While all of the above is about counting, it’s often the case that one wants to optimize for something within the solution space. Basically, we have some kind of objective function that we want to optimize for (e.g. maximize profit, minimize loss) , and so we are looking for a solution that maximizes/minimizes some property. Of course, once we have done model enumeration, it’s quite easy to do this — simply run the objective function on all solutions, and pick the best! But that’s really hard. Instead, one can formulate the problem as a so-called MaxSAT or an SMT problem with an objective function. These systems run some really smart algorithms to significantly cut down search time, and even often keep a “best so far” solution around, so we can early-abort them and still get some kind of “best so far” solution.
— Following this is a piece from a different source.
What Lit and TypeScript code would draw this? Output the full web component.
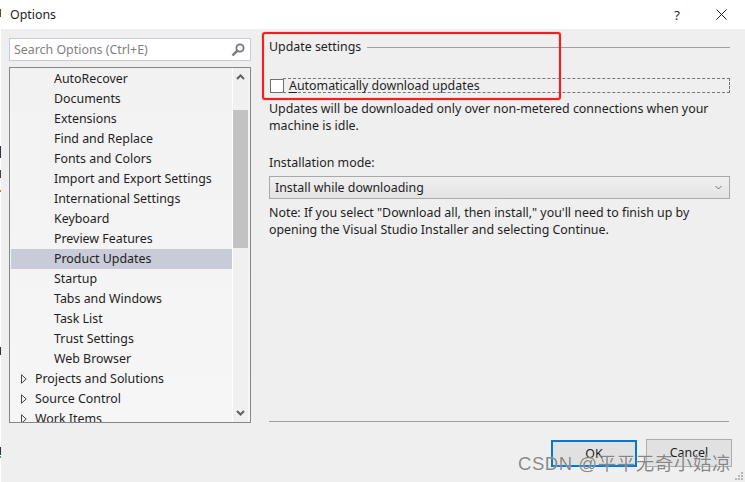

All in all, it’s extremely important to figure out what one actually needs, because there are vast gaps in complexity between the problems (and corresponding algorithms) above. Even between something like approximate and exact counting, the gap is gigantic, as there are huge swaths of problems that are almost trivial to count approximately, but essentially impossible to exactly count with current technology:
Here, the green line is a tool that changes its behaviour from exact to approximate model counting after 1800 seconds of solving, and the number of solved instances jumps significantly. Notice that the red line, the original system it runs for 1800s, is the best in class here, by a wide margin, and still the approximate counting that Ganak+ApprocMC switches into shows a massive difference.